Apart from being held back by the fear of failure, Mr Quek observed that developing scalable business ideas and delivering the perfect pitch remain a work in progress for many Singapore founders.

These have, unfortunately, hampered their ability to attract venture capital dollars.

These can be changed with local entrepreneurs, for one, looking beyond tried-and-tested ideas, such as e-marketplaces, food delivery and ride-hailing apps.

“For one, stop building e-marketplaces. The days of Carousell are gone. If you try to do something like this in Singapore, no venture capital firm will want to support you,” he said.

Instead, he reckons that aspiring founders can double down on building deep technology start-ups that focus on solving problems, such as water sufficiency, food wastage and recycling.

“I think many still like to copy ideas that have made it in the United States then replicate them in Singapore. It doesn’t work like that anymore.”

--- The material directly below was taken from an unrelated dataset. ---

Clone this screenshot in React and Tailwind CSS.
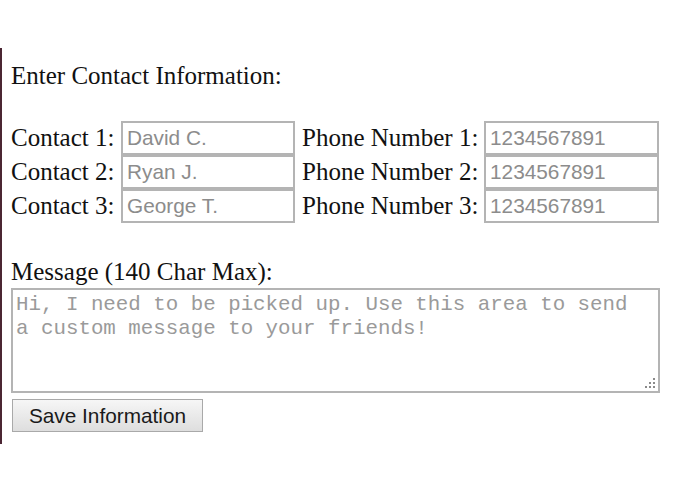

This largely boils down to the relatively smaller size of the Singapore market, as well as the high cost of converting a customer here.

“In other parts of Southeast Asia, customer acquisition costs are very low and with their market sizes, the growth in traction can be very steep,” said Mr Quek. “It’s a different ballgame out there.”

Hence, for new entrants that are still heading into the areas of e-commerce or ride-hailing, they may be better off setting up shop elsewhere, he added.

Southeast Asia’s Internet economy is expected to grow to about US$200 billion by 2025, with e-commerce and ride-hailing among the fastest-growing sectors, according to a joint research by Google and Temasek Holdings released last December.

Said Mr Quek: “There are still pockets that big market players cannot meet because Southeast Asia is a very diverse market.

“So I’d advise founders to go out and be based in other cities, like Ho Chi Minh. This will change their mindsets because after being immersed in an emerging economy, they will realise that whatever product they have created just for the Singapore market will not work elsewhere.”